Your goal: Records follow. Pull out every line that contains "with".

Provided material:
::::::
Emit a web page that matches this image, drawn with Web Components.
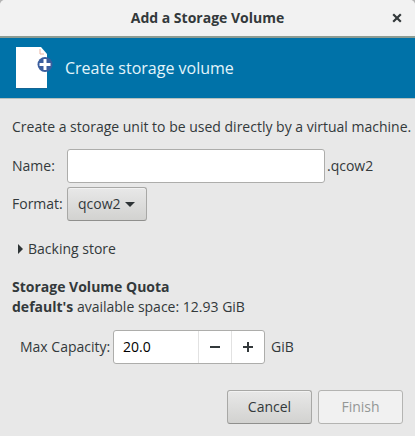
::::::
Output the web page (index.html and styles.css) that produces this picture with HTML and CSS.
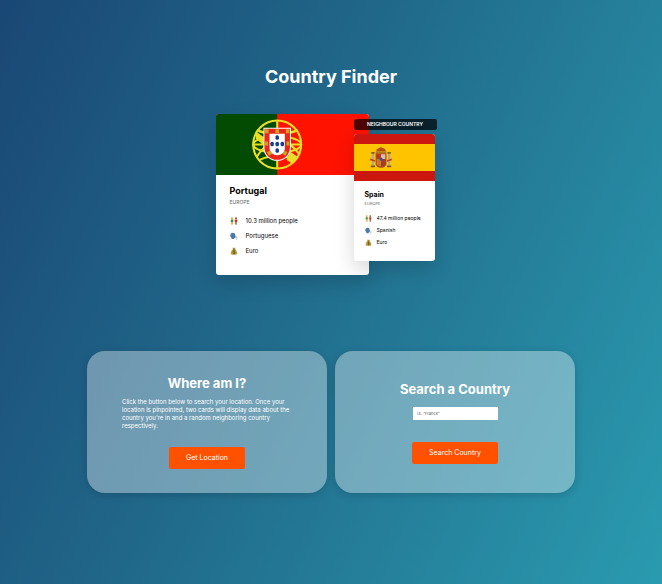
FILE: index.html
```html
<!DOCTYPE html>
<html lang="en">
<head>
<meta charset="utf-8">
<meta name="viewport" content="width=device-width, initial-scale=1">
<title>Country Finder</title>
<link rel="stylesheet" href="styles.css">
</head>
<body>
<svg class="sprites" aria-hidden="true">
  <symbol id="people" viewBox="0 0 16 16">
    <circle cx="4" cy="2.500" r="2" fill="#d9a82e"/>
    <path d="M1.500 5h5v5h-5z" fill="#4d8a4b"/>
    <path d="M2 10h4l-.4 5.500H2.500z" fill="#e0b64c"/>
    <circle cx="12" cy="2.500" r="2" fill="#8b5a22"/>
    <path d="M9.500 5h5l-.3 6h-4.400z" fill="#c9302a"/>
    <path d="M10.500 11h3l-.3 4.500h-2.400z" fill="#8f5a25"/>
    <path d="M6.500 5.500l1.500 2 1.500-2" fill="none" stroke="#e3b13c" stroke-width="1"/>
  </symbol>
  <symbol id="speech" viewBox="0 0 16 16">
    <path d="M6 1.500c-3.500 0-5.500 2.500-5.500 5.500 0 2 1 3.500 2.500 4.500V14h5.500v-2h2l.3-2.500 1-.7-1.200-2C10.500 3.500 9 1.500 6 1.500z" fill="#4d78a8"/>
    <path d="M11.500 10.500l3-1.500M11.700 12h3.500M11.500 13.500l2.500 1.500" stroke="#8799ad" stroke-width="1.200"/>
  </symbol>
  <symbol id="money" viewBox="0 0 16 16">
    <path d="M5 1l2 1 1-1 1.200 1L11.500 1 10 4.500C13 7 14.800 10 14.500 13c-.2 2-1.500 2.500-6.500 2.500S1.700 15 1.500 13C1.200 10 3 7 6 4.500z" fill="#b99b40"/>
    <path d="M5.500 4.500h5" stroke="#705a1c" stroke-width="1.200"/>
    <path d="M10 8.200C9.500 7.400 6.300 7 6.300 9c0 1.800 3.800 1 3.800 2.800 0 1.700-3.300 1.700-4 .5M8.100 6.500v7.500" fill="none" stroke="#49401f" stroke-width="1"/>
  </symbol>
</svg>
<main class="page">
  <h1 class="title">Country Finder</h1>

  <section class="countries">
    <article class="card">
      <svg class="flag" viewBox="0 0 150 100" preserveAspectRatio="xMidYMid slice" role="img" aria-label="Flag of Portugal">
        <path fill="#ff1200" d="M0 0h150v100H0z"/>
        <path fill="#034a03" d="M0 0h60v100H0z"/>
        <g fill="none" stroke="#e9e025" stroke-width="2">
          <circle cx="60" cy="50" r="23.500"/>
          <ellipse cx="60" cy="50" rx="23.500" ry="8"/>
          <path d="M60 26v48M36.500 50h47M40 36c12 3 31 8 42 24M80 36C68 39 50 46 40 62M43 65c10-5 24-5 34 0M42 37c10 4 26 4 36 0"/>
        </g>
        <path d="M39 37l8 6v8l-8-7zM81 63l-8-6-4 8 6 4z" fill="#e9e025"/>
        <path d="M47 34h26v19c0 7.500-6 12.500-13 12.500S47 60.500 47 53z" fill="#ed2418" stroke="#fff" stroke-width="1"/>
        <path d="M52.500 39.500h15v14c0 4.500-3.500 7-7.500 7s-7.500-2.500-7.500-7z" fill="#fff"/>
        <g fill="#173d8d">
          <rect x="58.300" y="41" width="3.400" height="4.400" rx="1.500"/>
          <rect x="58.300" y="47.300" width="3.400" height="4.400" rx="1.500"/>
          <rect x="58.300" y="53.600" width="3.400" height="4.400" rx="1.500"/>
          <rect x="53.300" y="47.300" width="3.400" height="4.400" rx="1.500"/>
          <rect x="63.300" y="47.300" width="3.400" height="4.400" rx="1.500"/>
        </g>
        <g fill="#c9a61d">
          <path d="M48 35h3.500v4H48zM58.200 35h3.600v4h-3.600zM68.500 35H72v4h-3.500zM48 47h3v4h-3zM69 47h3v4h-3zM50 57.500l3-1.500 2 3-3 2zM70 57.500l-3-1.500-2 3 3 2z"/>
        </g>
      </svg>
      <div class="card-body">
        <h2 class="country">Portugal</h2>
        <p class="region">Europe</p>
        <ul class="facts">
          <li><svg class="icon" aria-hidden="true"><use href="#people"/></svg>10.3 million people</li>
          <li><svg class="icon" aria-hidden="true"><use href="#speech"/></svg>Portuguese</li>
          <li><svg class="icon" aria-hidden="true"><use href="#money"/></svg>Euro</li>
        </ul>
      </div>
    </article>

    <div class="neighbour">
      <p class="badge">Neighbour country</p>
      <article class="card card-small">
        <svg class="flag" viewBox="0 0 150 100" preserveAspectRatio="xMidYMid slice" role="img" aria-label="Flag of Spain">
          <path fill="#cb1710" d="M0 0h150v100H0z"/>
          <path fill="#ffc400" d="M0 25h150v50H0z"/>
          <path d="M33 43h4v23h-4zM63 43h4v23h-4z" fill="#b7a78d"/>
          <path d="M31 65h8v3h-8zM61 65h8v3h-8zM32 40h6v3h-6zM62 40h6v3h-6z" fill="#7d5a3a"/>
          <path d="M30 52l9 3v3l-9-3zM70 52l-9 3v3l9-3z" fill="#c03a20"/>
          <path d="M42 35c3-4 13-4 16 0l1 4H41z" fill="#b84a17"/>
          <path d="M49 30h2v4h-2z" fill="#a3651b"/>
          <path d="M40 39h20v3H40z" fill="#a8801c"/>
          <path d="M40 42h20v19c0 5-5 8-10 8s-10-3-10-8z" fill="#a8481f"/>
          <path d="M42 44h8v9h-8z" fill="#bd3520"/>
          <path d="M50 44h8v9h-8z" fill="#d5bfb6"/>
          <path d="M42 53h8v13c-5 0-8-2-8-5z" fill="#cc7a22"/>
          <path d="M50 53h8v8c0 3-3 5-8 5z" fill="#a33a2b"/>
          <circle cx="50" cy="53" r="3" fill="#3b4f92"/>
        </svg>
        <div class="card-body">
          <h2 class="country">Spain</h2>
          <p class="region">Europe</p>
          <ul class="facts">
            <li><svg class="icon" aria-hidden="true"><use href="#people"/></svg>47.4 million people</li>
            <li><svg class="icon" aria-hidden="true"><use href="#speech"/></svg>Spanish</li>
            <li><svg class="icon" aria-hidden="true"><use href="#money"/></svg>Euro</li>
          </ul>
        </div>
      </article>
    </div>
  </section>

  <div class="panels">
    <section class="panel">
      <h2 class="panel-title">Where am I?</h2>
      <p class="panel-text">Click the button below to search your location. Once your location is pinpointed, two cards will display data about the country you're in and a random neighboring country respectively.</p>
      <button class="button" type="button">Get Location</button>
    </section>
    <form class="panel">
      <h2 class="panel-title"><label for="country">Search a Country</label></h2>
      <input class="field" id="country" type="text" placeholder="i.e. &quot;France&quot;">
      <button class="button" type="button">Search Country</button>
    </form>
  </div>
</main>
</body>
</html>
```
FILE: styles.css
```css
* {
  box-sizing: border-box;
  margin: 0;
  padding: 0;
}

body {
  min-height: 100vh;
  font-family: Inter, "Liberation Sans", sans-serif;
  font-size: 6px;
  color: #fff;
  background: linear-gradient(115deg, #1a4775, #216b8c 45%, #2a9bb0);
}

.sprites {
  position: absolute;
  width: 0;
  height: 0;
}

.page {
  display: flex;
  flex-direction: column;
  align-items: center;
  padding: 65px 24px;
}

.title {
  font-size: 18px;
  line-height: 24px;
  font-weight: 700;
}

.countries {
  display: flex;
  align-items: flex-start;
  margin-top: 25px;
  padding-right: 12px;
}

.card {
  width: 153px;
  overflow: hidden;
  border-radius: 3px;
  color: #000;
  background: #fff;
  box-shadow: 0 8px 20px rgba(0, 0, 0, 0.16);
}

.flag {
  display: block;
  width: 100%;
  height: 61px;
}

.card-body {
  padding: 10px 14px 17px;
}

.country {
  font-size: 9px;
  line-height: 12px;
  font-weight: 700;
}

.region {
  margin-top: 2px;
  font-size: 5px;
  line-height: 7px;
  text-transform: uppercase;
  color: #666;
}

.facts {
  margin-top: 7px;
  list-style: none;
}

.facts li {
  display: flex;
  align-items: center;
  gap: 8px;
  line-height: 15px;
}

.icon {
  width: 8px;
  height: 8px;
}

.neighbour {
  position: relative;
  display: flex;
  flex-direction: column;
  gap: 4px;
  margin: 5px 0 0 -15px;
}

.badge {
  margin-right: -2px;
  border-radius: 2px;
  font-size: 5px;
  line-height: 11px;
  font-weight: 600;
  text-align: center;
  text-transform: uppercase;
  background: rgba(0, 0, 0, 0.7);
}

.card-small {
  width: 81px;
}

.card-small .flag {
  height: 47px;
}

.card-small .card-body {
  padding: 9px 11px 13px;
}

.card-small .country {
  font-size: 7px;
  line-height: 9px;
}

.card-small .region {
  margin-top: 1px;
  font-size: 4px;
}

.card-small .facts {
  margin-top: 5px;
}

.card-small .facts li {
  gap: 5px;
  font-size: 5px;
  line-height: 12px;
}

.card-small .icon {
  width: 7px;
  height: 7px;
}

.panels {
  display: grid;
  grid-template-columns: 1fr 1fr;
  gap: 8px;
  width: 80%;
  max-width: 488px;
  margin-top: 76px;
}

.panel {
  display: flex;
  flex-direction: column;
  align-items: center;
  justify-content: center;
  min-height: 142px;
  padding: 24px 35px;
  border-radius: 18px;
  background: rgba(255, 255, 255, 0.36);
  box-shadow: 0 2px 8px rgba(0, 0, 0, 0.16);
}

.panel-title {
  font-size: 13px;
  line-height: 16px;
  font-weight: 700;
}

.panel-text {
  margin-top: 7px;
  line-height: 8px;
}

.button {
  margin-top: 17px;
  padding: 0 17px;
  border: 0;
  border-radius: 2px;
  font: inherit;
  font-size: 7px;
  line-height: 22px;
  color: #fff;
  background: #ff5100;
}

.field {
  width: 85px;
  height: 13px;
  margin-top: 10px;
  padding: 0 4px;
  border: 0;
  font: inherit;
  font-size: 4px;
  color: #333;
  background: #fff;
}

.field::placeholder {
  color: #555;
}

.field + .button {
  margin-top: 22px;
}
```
::::::
Task output:
Emit a web page that matches this image, drawn with Web Components.
Output the web page (index.html and styles.css) that produces this picture with HTML and CSS.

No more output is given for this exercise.